The Roosevelt Corollary was a United States foreign policy established by President Theodore Roosevelt in 1904. It stated that the U.S. would intervene in Latin American countries where European powers sought to collect debts or whose governments were thought to be unstable.

A corollary, in the general sense, is a natural consequence or result. In this context, it indicates that the Roosevelt Corollary was an extension of the Monroe Doctrine, a U.S. policy established in 1823 stating that the United States opposed any European interference in the Western Hemisphere.

The Roosevelt Corollary was conceived as a means to protect U.S. interests and preserve stability in Latin America by preventing European countries from interfering there. However, it came to be used as a justification for the U.S. to intervene in Latin American internal affairs and expand its influence in the region.

Roosevelt Corollary vs. Monroe Doctrine

Back in 1823, President James Monroe articulated the landmark policy that would become known as the Monroe Doctrine, stating that European powers should not interfere with or further colonize countries in the Americas.
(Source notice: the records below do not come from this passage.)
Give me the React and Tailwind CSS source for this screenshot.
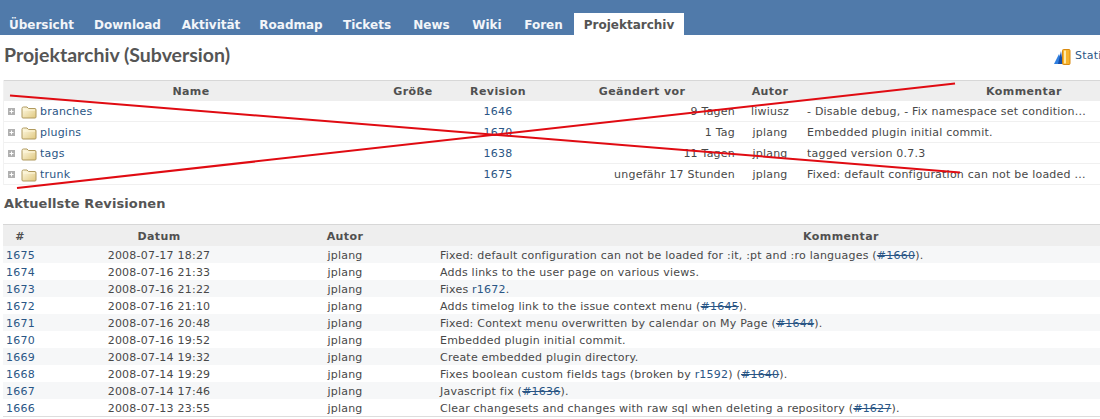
const F = "font-['DejaVu_Sans','Liberation_Sans',sans-serif]";

function Folder() {
  return (
    <svg width="16" height="14" viewBox="0 0 16 14" className="shrink-0">
      <defs>
        <linearGradient id="fg" x1="0" y1="0" x2="1" y2="1">
          <stop offset="0" stopColor="#fffbe8" />
          <stop offset="1" stopColor="#e0c87e" />
        </linearGradient>
      </defs>
      <path d="M1 3.5 Q1 2 2.5 2 L6 2 L7.5 3.5 L14 3.5 Q15 3.5 15 5 L15 12 Q15 13 14 13 L2 13 Q1 13 1 12 Z" fill="url(#fg)" stroke="#b09a5e" strokeWidth="1" />
      <path d="M2 5 L14 5" stroke="#fff8dc" strokeWidth="1" />
    </svg>
  );
}

function Plus() {
  return (
    <svg width="7" height="7" viewBox="0 0 7 7" className="shrink-0">
      <rect x="0" y="0" width="7" height="7" fill="#b0b0b0" />
      <path d="M3.5 1.5 V5.5 M1.5 3.5 H5.5" stroke="#fff" strokeWidth="1" />
    </svg>
  );
}

function StatsIcon() {
  return (
    <svg width="17" height="16" viewBox="0 0 17 16" className="shrink-0">
      <path d="M0 15 L5 5 L9 15 Z" fill="#2f7fe0" />
      <path d="M4 15 L7 2 L9 15 Z" fill="#174ea8" />
      <rect x="8.5" y="0.5" width="7.5" height="15" rx="1" fill="#f7b32b" stroke="#d98a10" />
      <rect x="10" y="1.5" width="2" height="13" fill="#ffe9a8" />
    </svg>
  );
}

const tabs = [
  ["Übersicht", "w-[83px]"],
  ["Download", "w-[89px]"],
  ["Aktivität", "w-[78px]"],
  ["Roadmap", "w-[82px]"],
  ["Tickets", "w-[70px]"],
  ["News", "w-[59px]"],
  ["Wiki", "w-[52px]"],
  ["Foren", "w-[61px]"],
];

const tree = [
  ["branches", "1646", "9 Tagen", "liwiusz", "- Disable debug, - Fix namespace set condition..."],
  ["plugins", "1670", "1 Tag", "jplang", "Embedded plugin initial commit."],
  ["tags", "1638", "11 Tagen", "jplang", "tagged version 0.7.3"],
  ["trunk", "1675", "ungefähr 17 Stunden", "jplang", "Fixed: default configuration can not be loaded ..."],
];

const A = ({ children, del }) => (
  <a className={`text-[#2a5685] ${del ? "line-through" : ""}`}>{children}</a>
);

const revs = [
  ["1675", "2008-07-17 18:27", <>Fixed: default configuration can not be loaded for :it, :pt and :ro languages (<A del>#1660</A>).</>],
  ["1674", "2008-07-16 21:33", <>Adds links to the user page on various views.</>],
  ["1673", "2008-07-16 21:22", <>Fixes <A>r1672</A>.</>],
  ["1672", "2008-07-16 21:10", <>Adds timelog link to the issue context menu (<A del>#1645</A>).</>],
  ["1671", "2008-07-16 20:48", <>Fixed: Context menu overwritten by calendar on My Page (<A del>#1644</A>).</>],
  ["1670", "2008-07-16 19:52", <>Embedded plugin initial commit.</>],
  ["1669", "2008-07-14 19:32", <>Create embedded plugin directory.</>],
  ["1668", "2008-07-14 19:29", <>Fixes boolean custom fields tags (broken by <A>r1592</A>) (<A del>#1640</A>).</>],
  ["1667", "2008-07-14 17:46", <>Javascript fix (<A del>#1636</A>).</>],
  ["1666", "2008-07-13 23:55", <>Clear changesets and changes with raw sql when deleting a repository (<A del>#1627</A>).</>],
];

const cols1 = "grid grid-cols-[374px_70px_100px_188px_68px_440px]";
const cols2 = "grid grid-cols-[34px_27px_190px_182px_810px]";

export default function App() {
  return (
    <div className={`${F} relative w-[1100px] h-[419px] overflow-hidden bg-white text-[11px] text-[#484848] tracking-[0.22px]`}>
      <nav className="h-[35px] bg-[#507aaa] flex items-end tracking-normal">
        {tabs.map(([t, w]) => (
          <span key={t} className={`${w} h-[22px] leading-[24px] text-center font-bold text-[#f2f5f9] text-[12px] shrink-0`}>{t}</span>
        ))}
        <span className="w-[110px] h-[22px] leading-[24px] text-center font-bold text-[12px] text-[#555] bg-white shrink-0">Projektarchiv</span>
      </nav>

      <div className="w-[1300px] pt-[8px]">
        <div className="flex items-center h-[27px]">
          <h2 className="pl-[4px] w-[1054px] font-['Lato','DejaVu_Sans',sans-serif] text-[19.5px] leading-[23px] pb-[4px] font-bold text-[#555] tracking-normal">Projektarchiv (Subversion)</h2>
          <StatsIcon />
          <a className="ml-[4px] text-[#2a5685]">Statistiken</a>
        </div>

        <div className="ml-[3px] w-[1240px] mt-[10px] border-l border-[#f2f2f2]">
          <div className={`${cols1} h-[21px] leading-[21px] bg-[#eeeeee] border-t border-[#d7d7d7] font-bold text-center text-[#505050] tracking-[0.4px]`}>
            <div>Name</div><div>Größe</div><div>Revision</div><div>Geändert vor</div><div>Autor</div><div>Kommentar</div>
          </div>
          {tree.map(([name, rev, age, author, msg]) => (
            <div key={name} className={`${cols1} h-[21px] leading-[21px] border-b border-[#f0f0f0]`}>
              <div className="flex items-center pl-[4px]">
                <Plus />
                <span className="ml-[6px]"><Folder /></span>
                <a className="ml-[3px] text-[#2a5685]">{name}</a>
              </div>
              <div />
              <a className="text-center text-[#2a5685]">{rev}</a>
              <div className="text-right pr-[1px]">{age}</div>
              <div className="text-center">{author}</div>
              <div className="pl-[3px] whitespace-nowrap">{msg}</div>
            </div>
          ))}
        </div>

        <h3 className="pl-[4px] mt-[9px] h-[20px] leading-[20px] text-[13px] font-bold text-[#555] tracking-[0.1px]">Aktuellste Revisionen</h3>

        <div className="ml-[3px] w-[1243px] mt-[10px] border-b border-[#dddddd]">
          <div className={`${cols2} h-[22px] leading-[24px] bg-[#eeeeee] border-t border-[#d7d7d7] font-bold text-center text-[#505050] tracking-[0.4px]`}>
            <div>#</div><div /><div>Datum</div><div>Autor</div><div>Kommentar</div>
          </div>
          {revs.map(([id, date, msg], i) => (
            <div key={id} className={`${cols2} h-[17px] leading-[19px] ${i % 2 === 0 ? "bg-[#f6f7f8]" : "bg-white"}`}>
              <a className="pl-[3px] text-[#2a5685]">{id}</a>
              <div />
              <div className="text-center">{date}</div>
              <div className="text-center">jplang</div>
              <div className="pl-[4px] whitespace-nowrap">{msg}</div>
            </div>
          ))}
        </div>
      </div>

      <svg className="absolute left-0 top-0 pointer-events-none" width="1100" height="419" viewBox="0 0 1100 419">
        <path d="M10 95.5 L960 172.5" stroke="#e00b12" strokeWidth="2" fill="none" />
        <path d="M17 188 L955 83.5" stroke="#e00b12" strokeWidth="2" fill="none" />
      </svg>
    </div>
  );
}
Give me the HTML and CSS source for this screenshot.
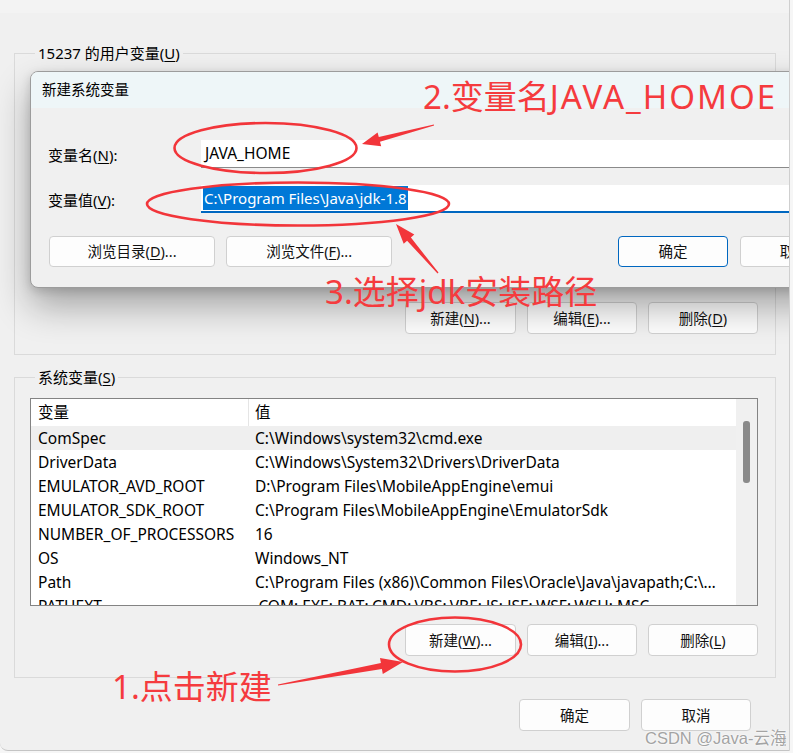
FILE: index.html
```html
<!DOCTYPE html>
<html lang="zh-CN">
<head>
<meta charset="utf-8">
<title>环境变量</title>
<link rel="stylesheet" href="styles.css">
</head>
<body>
<div class="window">
  <div class="topstrip"></div>
  <fieldset class="group g1">
    <legend>15237 的用户变量(<u>U</u>)</legend>
    <div class="btnrow g1-btns">
      <button class="btn">新建(<u>N</u>)...</button>
      <button class="btn">编辑(<u>E</u>)...</button>
      <button class="btn">删除(<u>D</u>)</button>
    </div>
  </fieldset>
  <fieldset class="group g2">
    <legend>系统变量(<u>S</u>)</legend>
    <div class="table">
      <div class="tmain">
        <div class="thead"><div class="c1">变量</div><div class="c2">值</div></div>
        <div class="row hover"><div class="c1">ComSpec</div><div class="c2">C:\Windows\system32\cmd.exe</div></div>
        <div class="row"><div class="c1">DriverData</div><div class="c2">C:\Windows\System32\Drivers\DriverData</div></div>
        <div class="row"><div class="c1">EMULATOR_AVD_ROOT</div><div class="c2">D:\Program Files\MobileAppEngine\emui</div></div>
        <div class="row"><div class="c1">EMULATOR_SDK_ROOT</div><div class="c2">C:\Program Files\MobileAppEngine\EmulatorSdk</div></div>
        <div class="row"><div class="c1">NUMBER_OF_PROCESSORS</div><div class="c2">16</div></div>
        <div class="row"><div class="c1">OS</div><div class="c2">Windows_NT</div></div>
        <div class="row"><div class="c1">Path</div><div class="c2">C:\Program Files (x86)\Common Files\Oracle\Java\javapath;C:\Windows\system32</div></div>
        <div class="row"><div class="c1">PATHEXT</div><div class="c2">.COM;.EXE;.BAT;.CMD;.VBS;.VBE;.JS;.JSE;.WSF;.WSH;.MSC</div></div>
      </div>
      <div class="scroll"><div class="thumb"></div></div>
    </div>
    <div class="btnrow g2-btns">
      <button class="btn">新建(<u>W</u>)...</button>
      <button class="btn">编辑(<u>I</u>)...</button>
      <button class="btn">删除(<u>L</u>)</button>
    </div>
  </fieldset>
  <div class="btnrow bottom-btns">
    <button class="btn">确定</button>
    <button class="btn">取消</button>
  </div>

  <div class="dialog">
    <div class="dtitle">新建系统变量</div>
    <div class="dbody">
      <div class="field">
        <label class="flabel">变量名(<u>N</u>):</label>
        <div class="input">JAVA_HOME</div>
      </div>
      <div class="field f2">
        <label class="flabel">变量值(<u>V</u>):</label>
        <div class="input focused"><span class="selected">C:\Program Files\Java\jdk-1.8</span></div>
      </div>
      <div class="dbtns">
        <button class="btn wide">浏览目录(<u>D</u>)...</button>
        <button class="btn wide">浏览文件(<u>F</u>)...</button>
        <button class="btn default ok">确定</button>
        <button class="btn">取消</button>
      </div>
    </div>
  </div>

  <svg class="grip" width="14" height="14" viewBox="0 0 14 14">
    <rect x="10" y="2" width="2" height="2"/>
    <rect x="6" y="6" width="2" height="2"/><rect x="10" y="6" width="2" height="2"/>
    <rect x="2" y="10" width="2" height="2"/><rect x="6" y="10" width="2" height="2"/><rect x="10" y="10" width="2" height="2"/>
  </svg>
</div>

<svg class="marks" width="793" height="753" viewBox="0 0 793 753">
  <ellipse cx="265.5" cy="148" rx="91" ry="25"/>
  <ellipse cx="298" cy="204" rx="151" ry="21.5"/>
  <ellipse cx="455" cy="644.5" rx="66" ry="27"/>
  <polygon points="434.1,125.5 380.0,141.8 381.2,146.2 362,144 377.6,132.6 378.8,137.0 433.9,124.5"/>
  <polygon points="438.5,272.6 410.9,237.6 414.3,234.6 396,224 403.7,243.8 407.1,240.8 437.5,273.4"/>
  <polygon points="278.1,685.6 381.9,669.0 382.8,673.9 403,662 380.0,658.1 380.9,663.0 277.9,684.4"/>
</svg>
<div class="note n2">2.变量名<span class="caps">JAVA_HOMOE</span></div>
<div class="note n3">3.选择jdk安装路径</div>
<div class="note n1">1.点击新建</div>
<div class="watermark">CSDN @Java-云海</div>
</body>
</html>
```

FILE: styles.css
```css
* { box-sizing: border-box; }

body {
  margin: 0;
  width: 793px;
  height: 753px;
  overflow: hidden;
  position: relative;
  background: #f6f6f6;
  font-family: "Noto Sans", "Noto Sans CJK SC", sans-serif;
  font-size: 15px;
  color: #000;
}

u { text-decoration: underline; text-underline-offset: 2px; }

.window {
  position: relative;
  width: 790px;
  height: 751px;
  background: #f0f0f0;
  border-right: 1px solid #cfcfcf;
  border-bottom: 1px solid #c4c4c4;
  border-bottom-left-radius: 8px;
  overflow: hidden;
}

.topstrip { height: 13px; background: #f3f3f3; }

.group {
  margin: 0 13px 0 14px;
  padding: 0;
  border: 1px solid #dadada;
  min-width: 0;
}
.group legend {
  margin-left: 5px;
  padding: 0 3px;
  line-height: 20px;
  height: 20px;
}

.g1 { margin-top: 30px; padding: 0 17px 20px 15px; }
.g1-btns { margin-top: 239px; }

.g2 { margin-top: 12px; padding: 0 17px 21px 15px; }

.btnrow { display: flex; justify-content: flex-end; gap: 11px; }
.g2-btns { margin-top: 18px; }
.bottom-btns { margin-top: 21px; margin-right: 38px; }

.btn {
  width: 111px;
  height: 32px;
  padding: 0;
  background: #fdfdfd;
  border: 1px solid #d0d0d0;
  border-radius: 4px;
  font-family: inherit;
  font-size: 14.5px;
  color: #111;
  line-height: 30px;
}
.btnrow .btn { width: 110px; }
.btnrow .btn:first-child { width: 111px; }

/* table */
.table {
  margin-top: 11px;
  height: 208px;
  border: 1px solid #838383;
  background: #fff;
  display: grid;
  grid-template-columns: 1fr 21px;
  overflow: hidden;
  font-size: 15.5px;
}
.tmain { overflow: hidden; }
.thead, .row {
  display: grid;
  grid-template-columns: 218px 1fr;
  white-space: nowrap;
}
.thead { height: 27px; line-height: 27px; }
.thead .c1 { border-right: 1px solid #e5e5e5; }
.row { height: 24px; line-height: 24px; }
.row.hover { background: #efefef; }
.c1 { padding-left: 7px; overflow: hidden; }
.c2 { padding-left: 6px; overflow: hidden; text-overflow: ellipsis; padding-right: 6px; }
.scroll { background: #f0f0f0; position: relative; }
.thumb {
  position: absolute;
  left: 7px;
  top: 22px;
  width: 7px;
  height: 62px;
  background: #8a8a8a;
  border-radius: 3px;
}

/* dialog */
.dialog {
  position: absolute;
  left: 30px;
  top: 71px;
  width: 820px;
  height: 217px;
  background: #f0f0f0;
  border: 1px solid #9c9c9c;
  border-radius: 8px;
  box-shadow: 0 18px 36px rgba(0, 0, 0, 0.32), 0 3px 10px rgba(0, 0, 0, 0.14);
  overflow: hidden;
}
.dtitle {
  height: 36px;
  line-height: 35px;
  background: #eef6f8;
  padding-left: 11px;
  font-size: 14.5px;
}
.dbody { padding: 32px 0 0 17px; }
.field { display: flex; align-items: center; height: 28px; }
.f2 { margin-top: 17px; }
.flabel { width: 153px; flex: none; }
.input {
  flex: 1;
  height: 28px;
  line-height: 27px;
  background: #fff;
  border-bottom: 1px solid #8a8a8a;
  padding-left: 4px;
  white-space: nowrap;
  font-size: 15.5px;
}
.input.focused { border-bottom: 2px solid #0067c0; line-height: 26px; padding-left: 2px; font-size: 15px; }
.selected { background: #0078d7; color: #fff; padding: 2px 1px; }
.dbtns { display: flex; gap: 11px; margin-top: 23px; padding-left: 1px; }
.dbtns .btn { height: 31px; line-height: 29px; width: 110px; }
.dbtns .btn.wide { width: 167px; }
.dbtns .ok { margin-left: 215px; margin-right: 1px; }
.btn.default { border-color: #0067c0; }

.grip {
  position: absolute;
  right: 1px;
  bottom: 2px;
  fill: #bdbdbd;
}

/* annotations */
.marks {
  position: absolute;
  left: 0;
  top: 0;
  pointer-events: none;
}
.marks ellipse { fill: none; stroke: #f2353a; stroke-width: 2.6; }
.marks polygon { fill: #f2353a; }

.note {
  position: absolute;
  color: #f53b3e;
  font-family: "Noto Sans", "Noto Sans CJK SC", sans-serif;
  font-size: 33px;
  line-height: 40px;
  white-space: nowrap;
}
.n2 .caps { letter-spacing: 2px; }
.n2 { left: 423px; top: 77px; }
.n3 { left: 325px; top: 272px; }
.n1 { left: 112px; top: 667px; }

.watermark {
  position: absolute;
  left: 645px;
  top: 725px;
  font-family: "Liberation Sans", "Noto Sans CJK SC", sans-serif;
  font-size: 16.5px;
  color: #a3a3a3;
  text-shadow: 0 0 2px #fff, 0 0 2px #fff;
  white-space: nowrap;
}
```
In return, he said the United States would not interfere in European matters.

Eighty-one years later, President Theodore Roosevelt—known for modeling his foreign policy on the proverb “Speak softly and carry a big stick”—gave a speech to Congress in which he outlined what became known as the Roosevelt Corollary. In it, he tied his foreign policy approach to the Monroe Doctrine, stating that the U.S. may be forced to use “international police power” to intervene when countries in the Americas engaged in “wrongdoing” that invited interference from European powers.

Roosevelt was referring to incidents like the Venezuela Crisis, in which Venezuela was blockaded by Britain, Germany, and Italy in an attempt to forcefully collect debts that it had defaulted on. Roosevelt’s stated goal was to keep European influence out of the region by preserving stability in the Americas—by force, if necessary. But the policy was soon (and frequently) used as justification for the U.S. to intervene in various Latin American affairs and assert its dominance in the region. (Ironically, that’s exactly what the Monroe Doctrine was intended to prevent European nations from doing.)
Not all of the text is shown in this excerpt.